(DATASET CONTENT):
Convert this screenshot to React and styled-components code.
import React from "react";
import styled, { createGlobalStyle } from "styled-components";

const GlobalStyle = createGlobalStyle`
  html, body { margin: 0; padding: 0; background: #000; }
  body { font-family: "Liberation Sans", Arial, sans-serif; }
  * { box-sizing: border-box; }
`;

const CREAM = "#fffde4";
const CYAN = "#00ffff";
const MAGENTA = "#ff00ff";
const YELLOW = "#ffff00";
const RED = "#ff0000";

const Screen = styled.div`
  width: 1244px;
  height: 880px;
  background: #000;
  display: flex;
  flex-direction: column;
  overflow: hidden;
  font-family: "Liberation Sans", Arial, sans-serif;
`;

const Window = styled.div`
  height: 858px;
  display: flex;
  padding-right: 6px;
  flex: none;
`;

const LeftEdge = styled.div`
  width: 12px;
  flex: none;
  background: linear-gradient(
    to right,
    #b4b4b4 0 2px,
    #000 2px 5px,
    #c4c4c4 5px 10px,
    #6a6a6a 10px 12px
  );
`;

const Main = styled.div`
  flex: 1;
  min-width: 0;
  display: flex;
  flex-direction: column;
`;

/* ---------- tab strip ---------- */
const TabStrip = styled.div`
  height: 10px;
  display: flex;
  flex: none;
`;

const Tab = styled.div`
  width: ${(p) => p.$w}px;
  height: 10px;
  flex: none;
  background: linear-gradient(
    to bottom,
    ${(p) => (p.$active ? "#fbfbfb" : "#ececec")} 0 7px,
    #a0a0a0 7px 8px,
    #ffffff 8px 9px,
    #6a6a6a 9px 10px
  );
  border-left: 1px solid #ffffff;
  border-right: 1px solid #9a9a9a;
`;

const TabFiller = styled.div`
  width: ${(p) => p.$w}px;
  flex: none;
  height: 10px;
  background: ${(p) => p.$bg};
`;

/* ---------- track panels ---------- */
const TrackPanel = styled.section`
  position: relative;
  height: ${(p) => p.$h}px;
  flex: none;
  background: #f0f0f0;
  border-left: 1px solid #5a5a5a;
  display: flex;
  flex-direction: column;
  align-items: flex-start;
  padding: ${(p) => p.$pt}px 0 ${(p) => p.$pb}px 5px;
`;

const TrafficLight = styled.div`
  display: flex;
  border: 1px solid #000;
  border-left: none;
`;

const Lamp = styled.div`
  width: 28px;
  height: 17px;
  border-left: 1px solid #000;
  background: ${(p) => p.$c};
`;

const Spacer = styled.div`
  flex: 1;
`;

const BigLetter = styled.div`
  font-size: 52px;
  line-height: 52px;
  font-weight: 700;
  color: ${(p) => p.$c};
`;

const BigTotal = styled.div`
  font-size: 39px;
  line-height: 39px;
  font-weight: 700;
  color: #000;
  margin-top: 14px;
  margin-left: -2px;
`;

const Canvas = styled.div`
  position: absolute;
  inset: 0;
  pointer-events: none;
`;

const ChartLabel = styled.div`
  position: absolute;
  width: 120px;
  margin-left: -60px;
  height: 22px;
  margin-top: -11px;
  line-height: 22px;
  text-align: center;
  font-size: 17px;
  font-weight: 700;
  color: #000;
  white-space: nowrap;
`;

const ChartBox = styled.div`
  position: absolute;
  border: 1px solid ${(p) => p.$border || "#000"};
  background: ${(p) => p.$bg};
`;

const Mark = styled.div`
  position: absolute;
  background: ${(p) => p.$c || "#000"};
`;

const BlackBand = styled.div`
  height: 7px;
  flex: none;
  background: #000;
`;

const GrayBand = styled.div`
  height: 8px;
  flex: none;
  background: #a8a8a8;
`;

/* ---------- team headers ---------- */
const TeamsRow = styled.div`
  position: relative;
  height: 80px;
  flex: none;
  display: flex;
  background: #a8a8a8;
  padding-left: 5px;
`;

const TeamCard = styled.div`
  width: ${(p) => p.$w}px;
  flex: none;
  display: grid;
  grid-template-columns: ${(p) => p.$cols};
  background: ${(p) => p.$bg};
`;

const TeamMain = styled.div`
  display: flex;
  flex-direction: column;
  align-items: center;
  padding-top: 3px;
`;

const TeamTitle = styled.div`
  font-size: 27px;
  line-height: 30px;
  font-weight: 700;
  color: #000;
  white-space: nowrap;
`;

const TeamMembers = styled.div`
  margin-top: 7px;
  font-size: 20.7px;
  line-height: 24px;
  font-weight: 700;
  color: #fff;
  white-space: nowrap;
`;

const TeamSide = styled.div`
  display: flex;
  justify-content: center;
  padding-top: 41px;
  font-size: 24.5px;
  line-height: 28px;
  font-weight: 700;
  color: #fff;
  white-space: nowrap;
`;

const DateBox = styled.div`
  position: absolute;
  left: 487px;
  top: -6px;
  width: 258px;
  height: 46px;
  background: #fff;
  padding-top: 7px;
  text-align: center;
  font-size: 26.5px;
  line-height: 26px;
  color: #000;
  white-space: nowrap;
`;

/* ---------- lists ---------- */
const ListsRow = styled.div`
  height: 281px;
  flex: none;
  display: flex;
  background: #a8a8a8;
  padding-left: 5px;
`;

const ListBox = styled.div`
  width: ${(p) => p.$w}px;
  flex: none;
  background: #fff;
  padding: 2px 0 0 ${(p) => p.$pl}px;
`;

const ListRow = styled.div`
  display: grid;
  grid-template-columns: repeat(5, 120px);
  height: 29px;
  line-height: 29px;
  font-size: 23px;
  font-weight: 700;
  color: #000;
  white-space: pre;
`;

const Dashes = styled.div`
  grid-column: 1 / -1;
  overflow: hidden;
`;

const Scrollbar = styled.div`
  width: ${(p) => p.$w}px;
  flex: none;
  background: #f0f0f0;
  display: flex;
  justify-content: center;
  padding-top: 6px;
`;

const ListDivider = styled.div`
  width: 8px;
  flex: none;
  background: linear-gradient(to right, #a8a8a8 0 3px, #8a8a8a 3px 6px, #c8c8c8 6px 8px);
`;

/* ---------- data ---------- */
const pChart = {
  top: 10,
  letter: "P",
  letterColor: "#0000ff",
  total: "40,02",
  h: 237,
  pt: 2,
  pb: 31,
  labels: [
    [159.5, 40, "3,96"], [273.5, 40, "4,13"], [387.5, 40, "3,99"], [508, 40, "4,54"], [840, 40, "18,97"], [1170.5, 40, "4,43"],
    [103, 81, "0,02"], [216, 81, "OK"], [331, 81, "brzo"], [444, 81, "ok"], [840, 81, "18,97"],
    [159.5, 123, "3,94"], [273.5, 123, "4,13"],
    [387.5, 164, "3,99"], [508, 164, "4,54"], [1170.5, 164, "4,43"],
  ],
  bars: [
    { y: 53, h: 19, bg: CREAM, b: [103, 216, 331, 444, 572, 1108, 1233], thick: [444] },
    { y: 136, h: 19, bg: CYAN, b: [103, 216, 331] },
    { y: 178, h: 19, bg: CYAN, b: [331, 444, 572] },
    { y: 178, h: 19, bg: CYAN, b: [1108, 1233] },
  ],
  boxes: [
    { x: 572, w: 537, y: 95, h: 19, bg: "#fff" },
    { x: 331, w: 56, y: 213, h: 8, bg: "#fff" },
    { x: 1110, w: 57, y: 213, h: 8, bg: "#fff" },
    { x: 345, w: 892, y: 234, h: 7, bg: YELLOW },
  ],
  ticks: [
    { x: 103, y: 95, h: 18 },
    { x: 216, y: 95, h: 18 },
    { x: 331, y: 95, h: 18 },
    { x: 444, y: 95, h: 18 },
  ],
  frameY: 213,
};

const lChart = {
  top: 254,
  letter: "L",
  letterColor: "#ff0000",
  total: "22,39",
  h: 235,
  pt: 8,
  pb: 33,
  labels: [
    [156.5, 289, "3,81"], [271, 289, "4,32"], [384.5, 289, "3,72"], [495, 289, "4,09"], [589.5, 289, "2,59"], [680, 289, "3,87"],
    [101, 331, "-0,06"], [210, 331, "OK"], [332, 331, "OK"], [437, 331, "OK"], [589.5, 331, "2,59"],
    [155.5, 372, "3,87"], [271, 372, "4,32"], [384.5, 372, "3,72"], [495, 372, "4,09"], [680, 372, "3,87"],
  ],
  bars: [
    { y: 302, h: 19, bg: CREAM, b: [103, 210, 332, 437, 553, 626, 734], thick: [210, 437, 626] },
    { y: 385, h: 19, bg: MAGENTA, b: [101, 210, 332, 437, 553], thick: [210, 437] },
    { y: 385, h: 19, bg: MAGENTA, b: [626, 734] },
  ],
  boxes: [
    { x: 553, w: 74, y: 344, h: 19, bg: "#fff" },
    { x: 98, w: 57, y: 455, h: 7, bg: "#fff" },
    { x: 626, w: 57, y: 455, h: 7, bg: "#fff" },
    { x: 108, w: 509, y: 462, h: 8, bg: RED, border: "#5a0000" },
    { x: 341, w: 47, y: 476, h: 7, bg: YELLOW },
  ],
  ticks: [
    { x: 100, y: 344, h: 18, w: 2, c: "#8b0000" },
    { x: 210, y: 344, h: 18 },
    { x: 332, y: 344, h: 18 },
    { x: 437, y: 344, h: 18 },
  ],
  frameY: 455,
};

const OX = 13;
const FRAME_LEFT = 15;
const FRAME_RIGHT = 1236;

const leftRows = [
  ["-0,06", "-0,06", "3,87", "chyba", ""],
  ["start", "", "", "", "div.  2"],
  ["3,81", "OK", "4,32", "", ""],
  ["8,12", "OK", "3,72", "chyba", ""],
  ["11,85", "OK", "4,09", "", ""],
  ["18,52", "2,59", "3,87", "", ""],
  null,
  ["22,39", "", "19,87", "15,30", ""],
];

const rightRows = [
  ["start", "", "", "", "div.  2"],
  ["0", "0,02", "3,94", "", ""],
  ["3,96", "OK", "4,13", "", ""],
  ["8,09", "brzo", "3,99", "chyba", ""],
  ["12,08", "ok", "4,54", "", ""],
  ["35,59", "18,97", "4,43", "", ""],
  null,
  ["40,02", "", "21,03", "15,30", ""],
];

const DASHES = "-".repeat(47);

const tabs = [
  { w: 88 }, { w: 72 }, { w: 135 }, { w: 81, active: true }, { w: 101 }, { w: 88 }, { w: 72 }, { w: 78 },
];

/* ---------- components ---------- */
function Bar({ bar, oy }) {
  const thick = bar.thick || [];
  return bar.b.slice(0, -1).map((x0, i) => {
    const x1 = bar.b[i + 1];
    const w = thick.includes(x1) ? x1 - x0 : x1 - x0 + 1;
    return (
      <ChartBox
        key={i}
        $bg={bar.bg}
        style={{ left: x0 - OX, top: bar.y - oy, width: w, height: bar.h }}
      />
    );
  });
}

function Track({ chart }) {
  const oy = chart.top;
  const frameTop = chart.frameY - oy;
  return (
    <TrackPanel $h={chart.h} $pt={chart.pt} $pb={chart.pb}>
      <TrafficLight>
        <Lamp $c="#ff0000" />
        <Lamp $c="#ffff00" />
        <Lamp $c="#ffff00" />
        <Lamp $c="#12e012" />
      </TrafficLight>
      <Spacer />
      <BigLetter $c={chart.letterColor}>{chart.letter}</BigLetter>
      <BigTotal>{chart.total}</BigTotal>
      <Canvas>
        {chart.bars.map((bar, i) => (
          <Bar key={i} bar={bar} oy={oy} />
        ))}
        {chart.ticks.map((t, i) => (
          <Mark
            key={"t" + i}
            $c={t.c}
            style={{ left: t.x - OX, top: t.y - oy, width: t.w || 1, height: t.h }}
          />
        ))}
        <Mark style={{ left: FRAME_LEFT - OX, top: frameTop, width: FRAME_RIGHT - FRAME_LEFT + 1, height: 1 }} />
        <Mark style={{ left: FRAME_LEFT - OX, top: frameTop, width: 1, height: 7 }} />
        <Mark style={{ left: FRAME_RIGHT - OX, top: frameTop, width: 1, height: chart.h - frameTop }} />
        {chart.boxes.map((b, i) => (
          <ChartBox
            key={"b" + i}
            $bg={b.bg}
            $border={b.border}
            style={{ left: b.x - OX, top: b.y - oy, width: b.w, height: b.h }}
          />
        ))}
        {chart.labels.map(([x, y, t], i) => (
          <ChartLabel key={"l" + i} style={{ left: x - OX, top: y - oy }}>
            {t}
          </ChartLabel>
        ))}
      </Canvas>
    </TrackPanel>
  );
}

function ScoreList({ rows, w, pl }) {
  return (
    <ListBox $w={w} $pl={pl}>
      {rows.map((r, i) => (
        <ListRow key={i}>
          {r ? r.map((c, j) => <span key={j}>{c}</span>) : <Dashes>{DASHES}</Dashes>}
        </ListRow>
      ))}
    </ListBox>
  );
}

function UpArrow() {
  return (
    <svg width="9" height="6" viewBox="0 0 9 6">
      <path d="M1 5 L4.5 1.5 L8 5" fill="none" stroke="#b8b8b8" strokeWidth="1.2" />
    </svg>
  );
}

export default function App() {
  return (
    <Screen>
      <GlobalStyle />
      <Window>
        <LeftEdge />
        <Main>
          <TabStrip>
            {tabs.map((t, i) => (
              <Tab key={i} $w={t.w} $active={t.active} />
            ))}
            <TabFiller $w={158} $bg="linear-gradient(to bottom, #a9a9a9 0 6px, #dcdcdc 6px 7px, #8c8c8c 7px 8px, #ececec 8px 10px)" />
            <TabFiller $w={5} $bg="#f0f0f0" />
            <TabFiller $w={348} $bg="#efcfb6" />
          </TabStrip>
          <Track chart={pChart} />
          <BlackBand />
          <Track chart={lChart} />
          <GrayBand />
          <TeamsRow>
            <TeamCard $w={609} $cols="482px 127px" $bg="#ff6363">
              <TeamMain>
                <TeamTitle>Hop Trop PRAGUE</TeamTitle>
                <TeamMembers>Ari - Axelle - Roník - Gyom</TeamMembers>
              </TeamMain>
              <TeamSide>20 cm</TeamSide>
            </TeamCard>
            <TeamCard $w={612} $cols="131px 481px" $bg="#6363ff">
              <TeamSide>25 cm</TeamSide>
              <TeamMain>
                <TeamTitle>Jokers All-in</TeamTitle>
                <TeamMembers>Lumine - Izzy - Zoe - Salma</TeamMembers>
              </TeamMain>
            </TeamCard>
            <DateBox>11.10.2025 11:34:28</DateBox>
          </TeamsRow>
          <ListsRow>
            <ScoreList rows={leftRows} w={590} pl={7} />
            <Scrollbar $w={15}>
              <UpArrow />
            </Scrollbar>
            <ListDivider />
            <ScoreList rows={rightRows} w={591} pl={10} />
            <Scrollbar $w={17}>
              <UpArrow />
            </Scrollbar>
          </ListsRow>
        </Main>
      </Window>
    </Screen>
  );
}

(EXERCISE REQUIREMENTS):
Take each line containing the string "components" and copy it out.

(THE RESULT):
Convert this screenshot to React and styled-components code.
import styled, { createGlobalStyle } from "styled-components";
/* ---------- components ---------- */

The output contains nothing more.